Moderne Trümmerfrauen
Von meinem Besuch im „Wilden Osten“ habe ich ganz besondere Eindrücke mitgenommen.
Angefangen hat es mit einem wunderbaren Publikum bei der Lesung in der Bibliothek Prohlis in Dresden. Im Nu waren alle Stühle besetzt und es herrschte vom ersten Augenblick an eine vertraute Atmosphäre, in der sich zwischen den Szenen und im Anschluss ein intensiver Austausch ergab.
Und wieder einmal zeigte sich, wie sich die Geschichten ähneln und wie wichtig es ist, dass wir uns für unsere Kinder stark machen.

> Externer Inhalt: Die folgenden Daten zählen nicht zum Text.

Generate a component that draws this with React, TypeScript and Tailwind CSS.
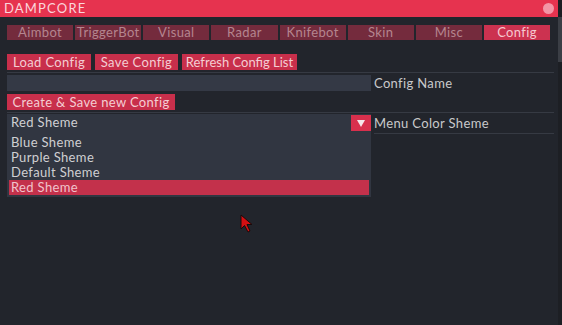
import React from "react";

const tabs = ["Aimbot", "TriggerBot", "Visual", "Radar", "Knifebot", "Skin", "Misc", "Config"];

function Btn({ children, w }: { children: React.ReactNode; w: string }) {
  return (
    <div className={`${w} h-[16px] bg-[#c82f4b] text-[#f4cdd3] text-[13px] leading-[16px] whitespace-nowrap text-center overflow-hidden`}>
      {children}
    </div>
  );
}

export default function App() {
  return (
    <div
      className="relative w-[562px] h-[325px] overflow-hidden bg-[#22252c] flex tracking-[0.35px]"
      style={{ fontFamily: "Lato, 'Open Sans', sans-serif" }}
    >
      <div className="flex-1 flex flex-col">
        <div className="h-[17px] bg-[#e6334f] flex items-center justify-between pl-[4px] pr-[4px]">
          <span className="text-[13px] leading-[17px] text-[#fbd6dc] tracking-[1.2px]">DAMPCORE</span>
          <div className="w-[11px] h-[11px] rounded-full bg-[#f395a6]" />
        </div>
        <div className="pl-[7px] pr-[4px] pt-[8px]">
          <div className="flex gap-[2px] h-[15px] mr-[4px]">
            {tabs.map((t) => (
              <div
                key={t}
                className={
                  t === "Config"
                    ? "flex-1 bg-[#cc3250] text-[#f6c8d0] text-[13px] leading-[15px] text-center"
                    : "flex-1 bg-[#742b3d] text-[#b5858f] text-[13px] leading-[15px] text-center"
                }
              >
                {t}
              </div>
            ))}
          </div>
          <div className="mt-[14px] flex gap-[4px]">
            <Btn w="w-[84px]">Load Config</Btn>
            <Btn w="w-[83px]">Save Config</Btn>
            <Btn w="w-[115px] tracking-[0px]">Refresh Config List</Btn>
          </div>
          <div className="mt-[2px] h-px bg-[#363a43]" />
          <div className="mt-[2px] flex items-center gap-[3px]">
            <div className="w-[364px] h-[16px] bg-[#343945]" />
            <span className="text-[13px] leading-[16px] text-[#c9c9cb]">Config Name</span>
          </div>
          <div className="mt-[3px] flex">
            <Btn w="w-[168px]">Create &amp; Save new Config</Btn>
          </div>
          <div className="mt-[2px] h-px bg-[#363a43]" />
          <div className="mt-[1px] flex items-start gap-[3px]">
            <div className="w-[364px] h-[83px] bg-[#313641] flex flex-col">
              <div className="h-[18px] flex items-center justify-between pl-[4px] pr-0">
                <span className="text-[13px] text-[#d0d0d3]">Red Sheme</span>
                <div className="w-[20px] h-[16px] bg-[#d8304d] flex items-center justify-center">
                  <svg width="8" height="7" viewBox="0 0 8 7">
                    <polygon points="0,0 8,0 4,7" fill="#f6e6ea" />
                  </svg>
                </div>
              </div>
              <div className="mt-[3px] flex flex-col">
                <div className="h-[15px] pl-[4px] text-[13px] leading-[15px] text-[#cfcfd2]">Blue Sheme</div>
                <div className="h-[15px] pl-[4px] text-[13px] leading-[15px] text-[#cfcfd2]">Purple Sheme</div>
                <div className="h-[15px] pl-[4px] text-[13px] leading-[15px] text-[#cfcfd2]">Default Sheme</div>
                <div className="mx-[2px] h-[15px] pl-[2px] bg-[#c3314b] text-[13px] leading-[15px] text-[#f1c3cb]">Red Sheme</div>
              </div>
            </div>
            <div className="flex-1 flex flex-col">
              <div className="h-[19px] flex items-center">
                <span className="text-[13px] text-[#c9c9cb]">Menu Color Sheme</span>
              </div>
              <div className="h-px bg-[#363a43]" />
            </div>
          </div>
        </div>
      </div>
      <div className="w-[4px] flex flex-col">
        <div className="h-[17px] bg-[#1c1e23]" />
        <div className="h-[45px] bg-[#3b3e45]" />
        <div className="flex-1 bg-[#1d1f24]" />
      </div>
      <svg className="absolute left-[240px] top-[214px]" width="14" height="20" viewBox="0 0 14 20">
        <polygon points="1,1 1,15 4.5,11.5 8,18 10,17 7,10.5 12,10.5" fill="#d40f12" stroke="#1a0a0a" strokeWidth="1" />
      </svg>
    </div>
  );
}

Im Laufe der nächsten Tage machte ich Bekanntschaft mit dem bestechenden Humor der ostdeutschen Landesvettern „Na, kommste dein‘ Soli besuchen?“ und der großen Gastfreundschaft. Der Grill wurde angeschmissen und am helllichten Tag wurden Touristen-Führungen gemacht, als gäbe es nichts Wichtigeres. Selbst die Gendarmen zeigten sich von ihrer besten Seite, denn während in Bayern die Politessen schon hinter den Büschen lauern und man für 5 Minuten Parken in der Innenstadt einen halben Tageslohn locker machen muss, drückt man in den östlichen Metropolen schon mal ein Auge zu und lässt einen in Ruhe die Stadt anschauen.
Bei der Gelegenheit stieg ich in einen der vielen Sightseeing-Doppeldecker und ließ mich per Tonband durch Dresdens Geschichte führen. Doch gegen Ende der Rundfahrt machte der Busfahrer vor dem Denkmal der Trümmerfrau halt und meldete sich persönlich mit charmantem Dialekt zu Wort: „Und hier, liebe Gäste, müssen wir kurz innehalten. Alles, was Sie gerade bewundern konnten, haben wir der harten Arbeit vieler Frauen zu verdanken. Mit ihren Maurerhämmern haben sie ein Gebiet von 15 Quadratkilometern, das dem Erdboden gleich war, von den Trümmern befreit, und so den Wiederaufbau ermöglicht.
Und ich spreche aus eigener Erfahrung, wenn ich behaupte, dass auch die Frauen heute noch den Löwenanteil der täglichen Arbeit leisten. Ich bin seit 42 Jahren verheiratet – das Standesamt in der Goethestraße zeige ich Ihnen später noch, es ist übrigens das Schönste Standesamt weit und breit – und habe zwei Enkelkinder. Ich weiß also, wovon ich rede!“
Mit diesen Worten im Ohr habe ich die Rückfahrt nach Bayern angetreten, und sie hallten immer wieder nach, weil sie mich an einer wunden Stelle berührten.
Wir Mütter leisten sehr viel und der Busfahrer ist bei weitem nicht der einzige Mann, der dies sieht und schätzt – zumindest solange die Beziehung in Ordnung ist.
Und wenn die Beziehung kaputt ist, dann sind wir die modernen Trümmerfrauen. Tapfer und unermüdlich klopfen wir uns die Bruchstücke zurecht, um den Kindern und uns wieder eine Lebensgrundlage zu schaffen.
Vielleicht steht das Denkmal der Trümmerfrau am falschen Platz und es sollte vor dem Familiengericht seine Wurzeln schlagen.